Parigi. Parigi. Parigi.

Il romantico, quello non solo innamorato di qualcuno, ma innamorato dell’amore, a Parigi, sente per forza la sua anima attorcigliarsi in un tripudio di sensazioni.
È qualcosa di indescrivibile e credetemi: bisogna andarci per capirlo fino in fondo, ma io farò del mio meglio per raccontarla, come un poeta che si concede come mero strumento della sua musa, lasciandola esprimersi attraverso di lui.

La cosa migliore da fare è arrendersi, senza pregiudizi, senza aspettative: è sicuramente uno dei posti più turistici al mondo e c’è anche chi la odia o non la apprezza, ma io non sono faccio parte di quella categoria.
Anche dopo mesi dal viaggio, sono rimasta immersa in quelle vie, in quell’arte presente ad ogni angolo, che si specchia sulla Senna. La mia testa è completamente rimasta in quel cafè di Montmartre, con quel profumo di croissant e i fiori di ciliegio rosa intenso.

Dovete lasciare a casa l’armatura e le vostre difese, per permettere che sia la città a guidarvi.

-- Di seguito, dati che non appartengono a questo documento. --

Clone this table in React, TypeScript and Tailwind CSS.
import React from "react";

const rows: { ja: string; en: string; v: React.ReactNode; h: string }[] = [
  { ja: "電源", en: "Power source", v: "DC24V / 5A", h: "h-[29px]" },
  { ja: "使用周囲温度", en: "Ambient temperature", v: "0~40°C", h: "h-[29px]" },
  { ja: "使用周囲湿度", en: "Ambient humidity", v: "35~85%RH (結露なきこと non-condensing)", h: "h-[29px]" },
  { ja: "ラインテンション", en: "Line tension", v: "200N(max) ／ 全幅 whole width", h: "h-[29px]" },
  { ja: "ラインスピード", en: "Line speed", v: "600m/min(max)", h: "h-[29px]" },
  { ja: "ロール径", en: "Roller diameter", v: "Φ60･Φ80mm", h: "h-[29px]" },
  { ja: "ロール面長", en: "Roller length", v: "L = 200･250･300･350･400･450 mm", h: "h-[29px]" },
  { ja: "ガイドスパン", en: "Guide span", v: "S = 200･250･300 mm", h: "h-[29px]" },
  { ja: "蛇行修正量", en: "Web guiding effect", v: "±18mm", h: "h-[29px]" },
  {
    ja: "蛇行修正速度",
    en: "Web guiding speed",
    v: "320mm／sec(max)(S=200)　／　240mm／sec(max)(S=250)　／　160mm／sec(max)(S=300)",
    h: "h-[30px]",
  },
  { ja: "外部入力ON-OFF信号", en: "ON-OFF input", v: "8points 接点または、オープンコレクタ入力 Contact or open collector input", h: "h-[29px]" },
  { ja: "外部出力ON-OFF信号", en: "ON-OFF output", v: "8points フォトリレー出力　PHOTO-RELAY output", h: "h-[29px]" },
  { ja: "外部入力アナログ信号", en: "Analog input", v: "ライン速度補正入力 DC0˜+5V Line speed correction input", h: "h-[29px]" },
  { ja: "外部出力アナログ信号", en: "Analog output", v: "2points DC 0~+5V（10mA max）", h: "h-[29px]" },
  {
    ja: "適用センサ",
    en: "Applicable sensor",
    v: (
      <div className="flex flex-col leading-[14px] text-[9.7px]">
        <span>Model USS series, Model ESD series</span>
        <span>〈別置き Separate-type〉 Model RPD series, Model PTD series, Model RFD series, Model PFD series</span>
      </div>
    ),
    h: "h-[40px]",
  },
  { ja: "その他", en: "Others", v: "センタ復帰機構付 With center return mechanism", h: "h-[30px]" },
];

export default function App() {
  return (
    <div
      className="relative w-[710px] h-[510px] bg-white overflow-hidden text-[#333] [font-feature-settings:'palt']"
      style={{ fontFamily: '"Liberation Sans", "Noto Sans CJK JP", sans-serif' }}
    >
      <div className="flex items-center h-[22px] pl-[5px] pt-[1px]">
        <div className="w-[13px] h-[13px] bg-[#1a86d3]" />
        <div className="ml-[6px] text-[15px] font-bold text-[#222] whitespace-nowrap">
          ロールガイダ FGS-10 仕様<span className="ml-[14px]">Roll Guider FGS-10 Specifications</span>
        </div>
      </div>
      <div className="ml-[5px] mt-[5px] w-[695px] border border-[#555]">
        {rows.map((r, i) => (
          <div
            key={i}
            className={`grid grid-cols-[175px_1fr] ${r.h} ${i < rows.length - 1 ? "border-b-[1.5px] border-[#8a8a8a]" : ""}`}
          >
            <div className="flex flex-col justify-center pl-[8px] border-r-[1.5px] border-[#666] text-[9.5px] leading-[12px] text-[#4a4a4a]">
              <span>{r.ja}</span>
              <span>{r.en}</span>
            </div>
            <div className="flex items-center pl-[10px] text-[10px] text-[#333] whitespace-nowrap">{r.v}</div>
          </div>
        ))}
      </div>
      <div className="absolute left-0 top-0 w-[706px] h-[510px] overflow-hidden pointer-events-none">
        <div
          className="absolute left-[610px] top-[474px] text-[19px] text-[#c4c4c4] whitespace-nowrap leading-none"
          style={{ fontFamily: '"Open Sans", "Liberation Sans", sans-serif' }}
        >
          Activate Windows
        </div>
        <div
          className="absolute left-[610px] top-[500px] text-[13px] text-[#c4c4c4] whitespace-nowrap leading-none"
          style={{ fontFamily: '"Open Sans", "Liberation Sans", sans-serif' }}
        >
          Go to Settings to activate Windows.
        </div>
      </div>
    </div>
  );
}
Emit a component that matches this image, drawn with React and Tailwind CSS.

È vero che questa regola può valere per ogni posto al mondo, ma, è qui che ho avvertito più che in qualunque altro luogo fin ora, la necessità di abbandonarmi, di non pensare. Ho aperto la mia mente e ho lasciato che viaggiasse insieme alle mie gambe per tutti i chilometri a piedi che ho fatto in 4 giorni, che non sono abbastanza per vedere tutto, ma sicuramente sono bastati per sedurmi.

Mi è venuta voglia di ballare per la strada, di non avere orari, di godermi ogni dettaglio: dal rumore della persone che parlano, dall’esplorare le vie nascoste, dall’assaggiare macarons e crepe.

E’ uno di questi posti in cui hai bisogno di realizzare di esserci davvero. Il primo pizzicotto l’ho avuto davanti alla Basilica di Sacre Coeur, quando ho rivolto lo sguardo alla città, facendolo correre ovunque: c’erano talmente tante cose da osservare che gli occhi non sapevano su cosa concentrarsi.

 

 

 

Il vero colpo di grazia però, quello che mi ha fatto dire “Okay, sono a Parigi!”, è stato trovarmi per la prima volta ai piedi della Tour Eiffel, circa alle 21, quando ha iniziato a brillare in quella notte limpida di aprile.

Stare in piedi davanti a quel monumento così iconico ed unico, la sera, tutto illuminato, è stato determinante. Anche di giorno la Torre Eiffel è bella e maestosa, ma quando si accende di notte, è tutt’altra cosa. È come un faro che, invece di illuminare la terra per i marinai, illumina la città per i suoi abitanti. E’ speranza, luce, magia.

Forse sono io esagerata ad aver vissuto Parigi come qualcosa di profondamente romantico e, sicuramente, ha contribuito fortemente esserci andata con il ragazzo che amo e il cuore già scoppiettante di eccitazione, ma, come si suol dire, vedere per credere. Parigi è ricca di tanto altro, non tutto magico e positivo ovviamente, ma per come l’ho vissuta io, resta una città dalla quale, a prescindere, prima o poi, vale la pena lasciarsi affascinare.